Your instructions —
From the material below, list every line containing "styles".

Raw data —

********************

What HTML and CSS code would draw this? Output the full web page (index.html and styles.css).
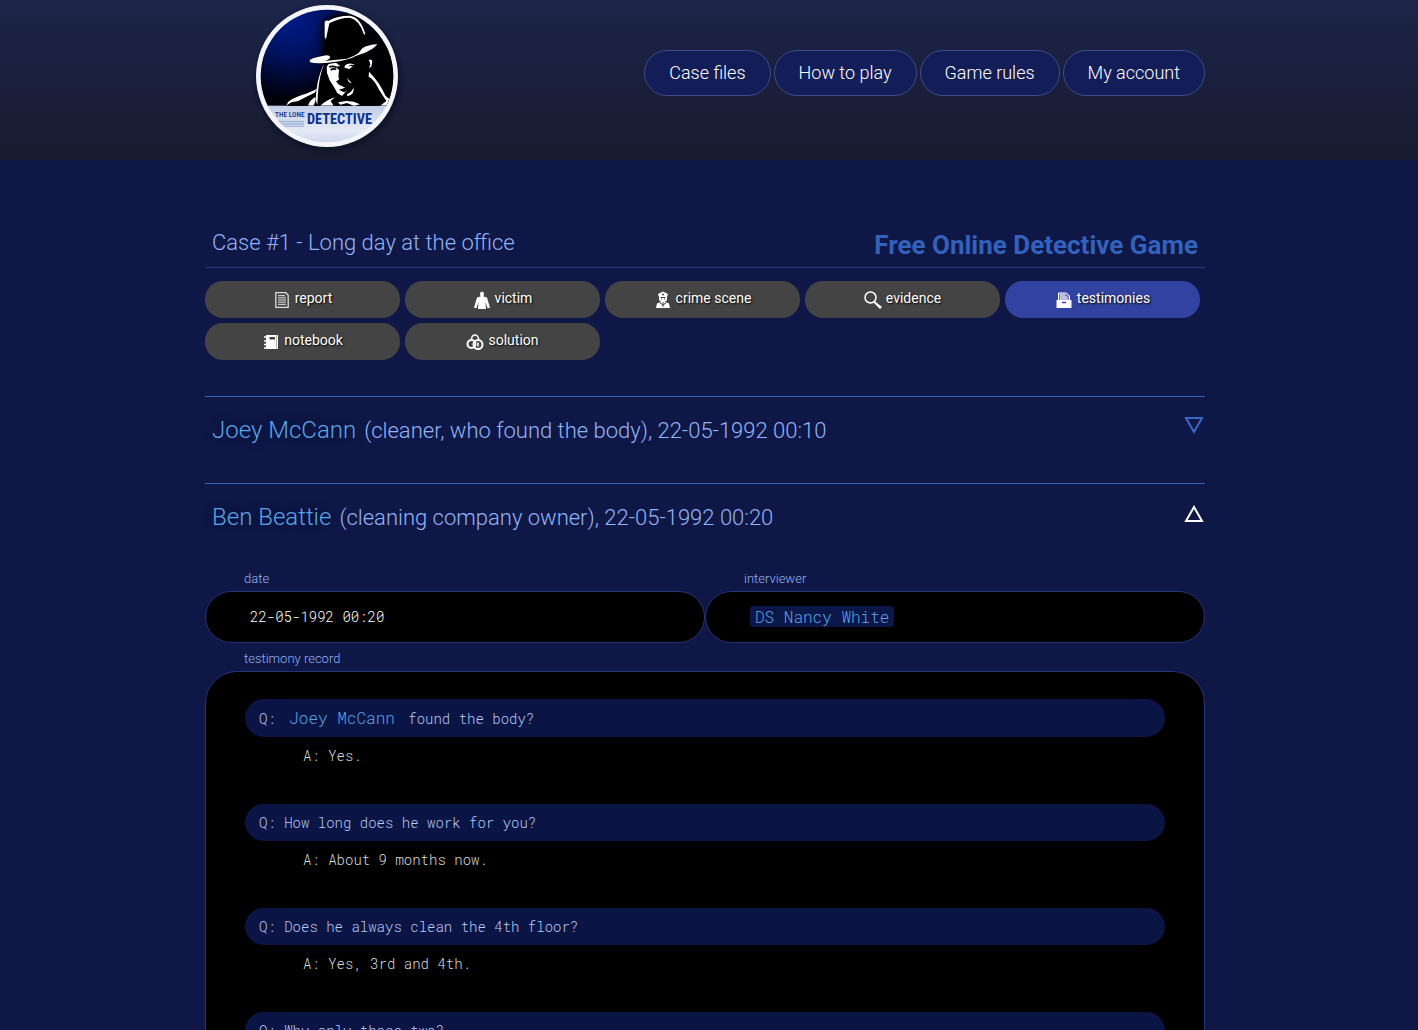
FILE: index.html
```html
<!DOCTYPE html>
<html lang="en">
<head>
<meta charset="utf-8">
<meta name="viewport" content="width=device-width, initial-scale=1">
<title>The Lone Detective</title>
<link rel="stylesheet" href="styles.css">
</head>
<body>
<div class="page">
<header class="site-header">
  <div class="wrap header-row">
    <a class="logo" href="#" aria-label="The Lone Detective">
      <svg viewBox="0 0 480 480" width="160" height="160">
        <defs>
          <radialGradient id="night" gradientUnits="userSpaceOnUse" cx="130" cy="50" r="250">
            <stop offset="0" stop-color="#001c8c"/><stop offset=".45" stop-color="#001262"/><stop offset="1" stop-color="#000008"/>
          </radialGradient>
          <linearGradient id="plate" x1="0" y1="0" x2="0" y2="1">
            <stop offset="0" stop-color="#c3cde6"/><stop offset=".6" stop-color="#e6eaf6"/><stop offset="1" stop-color="#c5cfe8"/>
          </linearGradient>
          <filter id="soft" x="-30%" y="-30%" width="160%" height="160%"><feGaussianBlur stdDeviation="10"/></filter>
          <clipPath id="disc"><circle cx="240" cy="228" r="199"/></clipPath>
          <clipPath id="scene"><rect x="30" y="15" width="420" height="302"/></clipPath>
        </defs>
        <circle cx="244" cy="236" r="212" fill="#05081a" opacity=".7" filter="url(#soft)"/>
        <circle cx="240" cy="228" r="213" fill="#f4f6fc"/>
        <g clip-path="url(#disc)">
          <rect x="30" y="15" width="420" height="303" fill="url(#night)"/>
          <rect x="30" y="317" width="420" height="125" fill="url(#plate)"/>
          <path d="M85 364h86M90 369h81M98 374h73M106 379h65" stroke="#7f97cf" stroke-width="2"/>
          <path d="M85 365Q160 440 260 427T420 330V440H60z" fill="#f7f9ff" opacity=".55"/>
          <g clip-path="url(#scene)">
            <path d="M224 165L222 70Q245 38 310 40Q350 48 372 130L440 130V320H120L205 270L230 190z" fill="#000" opacity=".75" filter="url(#soft)"/>
            <path d="M233 68Q244 50 278 46Q330 36 348 65L361 134L391 134Q376 158 363 166L382 220L418 285L440 320H118L130 294L205 270L232 187Q207 192 188 184Q192 176 231 168z" fill="#000"/>
            <path d="M233 65Q241 58 248 66Q243 87 237 118L233 112zM245 62Q270 47 309 47Q341 52 355 102L351 104Q338 60 309 53Q277 53 247 70z" fill="#fff"/>
            <path d="M188 181Q192 174 230 167Q242 163 250 170Q248 181 225 184L300 176Q320 170 334 160L346 145Q363 134 391 133Q379 148 354 158L326 168Q305 180 260 186Q213 193 189 187z" fill="#fff"/>
            <path d="M245 192L267 188L280 198L266 200L276 210L274 232Q282 238 267 244L276 254L295 263L275 269L292 277L301 270L285 288L270 278Q263 263 248 241L240 219L239 200z" fill="#fff"/>
            <path d="M247 201Q256 197 268 202M251 210Q259 204 268 208" stroke="#000" stroke-width="5" fill="none"/>
            <path d="M293 197Q307 185 325 195L313 194L302 199L318 198L307 207L293 203zM365 180Q374 175 376 184L373 200L366 204L370 194L368 185zM299 233L315 250L306 247zM300 283Q318 274 319 261Q325 284 301 289z" fill="#fff"/>
            <path d="M121 311Q123 297 177 281L210 267L203 278Q175 291 154 303L133 307L118 317zM183 317Q188 300 205 291L205 303L200 317zM230 197Q214 230 211 315L206 300Q208 240 229 196zM220 317Q238 300 264 292L251 303L260 317zM273 307L297 303Q318 302 339 313L321 318L300 309L280 314zM366 215Q396 244 416 288L427 297L431 317H400L418 303L397 271Q382 238 365 230z" fill="#fff"/>
          </g>
        </g>
        <text class="logo-small" x="84" y="352">THE LONE</text>
        <text class="logo-large" x="180" y="372">DETECTIVE</text>
      </svg>
    </a>
    <nav class="site-nav" aria-label="Main">
      <a href="#">Case files</a><a href="#">How to play</a><a href="#">Game rules</a><a href="#">My account</a>
    </nav>
  </div>
</header>
<main class="wrap">
  <div class="title-row">
    <h2>Case #1 - Long day at the office</h2>
    <h1>Free Online Detective Game</h1>
  </div>
  <nav class="tabs" aria-label="Case">
    <a href="#"><svg viewBox="0 0 18 18"><path d="M2.8 1.7h10l2.4 2.5v12.1H2.8z" fill="none" stroke="#ddd" stroke-width="1.3"/><path d="M5 4.5h7M5 6.3h8M5 8.1h8M5 9.9h8M5 11.7h8M5 13.5h8" stroke="#ccc"/></svg>report</a>
    <a href="#"><svg viewBox="0 0 18 18"><path d="M9 .5q2 0 2 2.500l-.5 2.500 3.500 1 1.500 5 1.500 5.500h-2.500L12.500 11l.5 7H5l.5-7L3.500 17H1l1.500-5.500 1.500-5 3.500-1L7 3Q7 .5 9 .5z" fill="#fff"/></svg>victim</a>
    <a href="#"><svg viewBox="0 0 18 18"><path d="M4 3l5-2.500L14 3l-1 3v3l-2 2 4 1.500 1 4.500H2l1-4.500L7 11 5 9V6z" fill="#fff"/><path d="M9 2.500v2M8 3.500h2M6.500 6.500h5M7 8h1M10 8h1M9 11v5M6 12l3 2 3-2" stroke="#444" fill="none"/></svg>crime scene</a>
    <a href="#"><svg viewBox="0 0 18 18"><circle cx="6.500" cy="6.500" r="5.500" fill="none" stroke="#fff" stroke-width="1.500"/><path d="M10.500 10l7.500 6-2 2-6.500-6.500z" fill="#fff"/></svg>evidence</a>
    <a href="#" class="active" aria-current="page"><svg viewBox="0 0 18 18"><path d="M3.500 9V2h8l3 3v4" fill="#7380c8" stroke="#fff"/><path d="M5 4h5M5 6h7M5 8h8" stroke="#fff"/><path d="M1.500 9h15v8h-15z" fill="#fff"/><path d="M7 11.500h4" stroke="#3443a0" stroke-width="1.500"/></svg>testimonies</a>
    <a href="#"><svg viewBox="0 0 18 18"><path d="M4 2h12v14H4z" fill="#fff"/><path d="M2 4h3M2 8h3M2 11.500h3M2 15h3" stroke="#fff" stroke-width="1.500"/><path d="M7.500 4h5.500v2.500H7.500z" fill="#444"/><path d="M14.500 2v14" stroke="#bbb"/></svg>notebook</a>
    <a href="#"><svg viewBox="0 0 18 18"><g fill="none" stroke="#fff"><circle cx="5.500" cy="11" r="4" stroke-width="2"/><circle cx="12" cy="11.500" r="4.500" stroke-width="2"/><path d="M5.500 6Q6 2 9 2t4 5M12 9.500v4" stroke-width="1.500"/></g></svg>solution</a>
  </nav>

  <section class="testimony">
    <div class="testimony-head">
      <h3><a class="person" href="#">Joey McCann</a>(cleaner, who found the body), 22-05-1992 00:10</h3>
      <button class="toggle" type="button" aria-label="Expand" aria-expanded="false"><svg viewBox="0 0 20 18"><path d="M2 2h16L10 16z"/></svg></button>
    </div>
  </section>

  <section class="testimony">
    <div class="testimony-head">
      <h3><a class="person" href="#">Ben Beattie</a>(cleaning company owner), 22-05-1992 00:20</h3>
      <button class="toggle open" type="button" aria-label="Collapse" aria-expanded="true"><svg viewBox="0 0 20 18"><path d="M2 16h16L10 2z"/></svg></button>
    </div>
    <dl class="fields">
      <div><dt>date</dt><dd>22-05-1992 00:20</dd></div>
      <div><dt>interviewer</dt><dd><a class="mention tagged" href="#">DS Nancy White</a></dd></div>
    </dl>
    <h4 class="field-label">testimony record</h4>
    <div class="record">
      <p class="question">Q: <a class="mention" href="#">Joey McCann</a> found the body?</p>
      <p class="answer">A: Yes.</p>
      <p class="question">Q: How long does he work for you?</p>
      <p class="answer">A: About 9 months now.</p>
      <p class="question">Q: Does he always clean the 4th floor?</p>
      <p class="answer">A: Yes, 3rd and 4th.</p>
      <p class="question">Q: Why only those two?</p>
    </div>
  </section>
</main>
</div>
</body>
</html>
```
FILE: styles.css
```css
* { box-sizing: border-box; }
body {
  margin: 0;
  background: #0e1745;
  color: #93b3f7;
  font: 300 22px/30px Roboto, "Liberation Sans", sans-serif;
}
h1, h2, h3, h4, p, dl, dd { margin: 0; font-weight: 300; }
a { color: inherit; text-decoration: none; }

.page { height: 100vh; overflow-y: auto; scrollbar-width: none; }
.wrap { width: calc(100% - 8px); max-width: 1000px; margin: 0 auto; }
.site-header, main { padding-right: 8px; }
main.wrap { max-width: 1008px; padding-top: 68px; }

.site-header { background: linear-gradient(#1c2549, #1a1e3a 60%, #181c2f); }
.header-row { display: flex; justify-content: space-between; padding-left: 42px; }
.logo svg { display: block; }
.logo-small, .logo-large { font-family: "Roboto Condensed", "Liberation Sans Narrow", Roboto, sans-serif; fill: #08308c; }
.logo-small { font-size: 22px; font-weight: 500; }
.logo-large { font-size: 43px; font-weight: 700; }

.site-nav { display: flex; gap: 3px; margin-top: 50px; height: 46px; }
.site-nav a {
  padding: 0 24px;
  border: 1px solid #424b8c;
  border-radius: 23px;
  background: #131d58;
  color: #fff;
  font-size: 18px;
  line-height: 44px;
}

.title-row {
  display: flex;
  justify-content: space-between;
  height: 40px;
  padding: 0 7px;
  border-bottom: 1px solid #2b377b;
}
.title-row h2 { font-size: 22px; }
.title-row h1 { font-size: 26px; line-height: 34px; font-weight: 700; color: #3262bd; }

.tabs { display: flex; flex-wrap: wrap; gap: 5px; margin: 13px 0 36px; }
.tabs a {
  display: flex;
  align-items: center;
  justify-content: center;
  gap: 4px;
  width: 195px;
  height: 37px;
  border-radius: 18px;
  background: #444;
  color: #fff;
  font-size: 14px;
  font-weight: 400;
  line-height: 35px;
  padding-bottom: 2px;
  text-shadow: 1px 1px 2px #000;
}
.tabs a.active { background: #3142a0; }
.tabs svg { width: 18px; height: 18px; margin-top: 2px; }

.testimony { border-top: 1px solid #3465b8; }
.testimony-head { display: flex; justify-content: space-between; align-items: flex-start; height: 86px; padding-top: 18px; }
.testimony-head h3 { padding-left: 7px; font-size: 22px; }
.person { margin-right: 8px; color: #5ba5e4; font-size: 24px; text-shadow: 0 0 8px #02103c; }
.toggle { width: 22px; padding: 1px; border: 0; background: none; color: #3869c8; cursor: pointer; }
.toggle svg { display: block; width: 20px; height: 18px; fill: none; stroke: currentColor; stroke-width: 2; }
.toggle.open { padding-top: 3px; color: #fff; }

.fields { display: grid; grid-template-columns: 1fr 1fr; }
.fields dt, .field-label { padding: 0 0 4px 39px; font-size: 13px; line-height: 17px; }
.fields dd {
  height: 52px;
  padding: 0 44px;
  border: 1px solid #26327a;
  border-radius: 26px;
  background: #000;
  color: #fff;
  font: 300 14px/50px "Roboto Mono", "Liberation Mono", monospace;
}
.mention { color: #5ba5e4; font-size: 16px; }
.tagged { padding: 0 5px; border-radius: 4px; background: #0b1748; }
.field-label { margin-top: 7px; }

.record {
  padding: 27px 39px;
  border: 1px solid #26327a;
  border-radius: 32px;
  background: #000;
  font: 300 14px/37px "Roboto Mono", "Liberation Mono", monospace;
}
.question { padding-left: 14px; border-radius: 19px; background: #0a1546; color: #bccbf5; }
.question .mention { margin: 0 5px; }
.answer { padding-left: 58px; margin-bottom: 29px; line-height: 38px; color: #ddd; }
```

********************

Solution for this problem —
What HTML and CSS code would draw this? Output the full web page (index.html and styles.css).
<link rel="stylesheet" href="styles.css">
FILE: styles.css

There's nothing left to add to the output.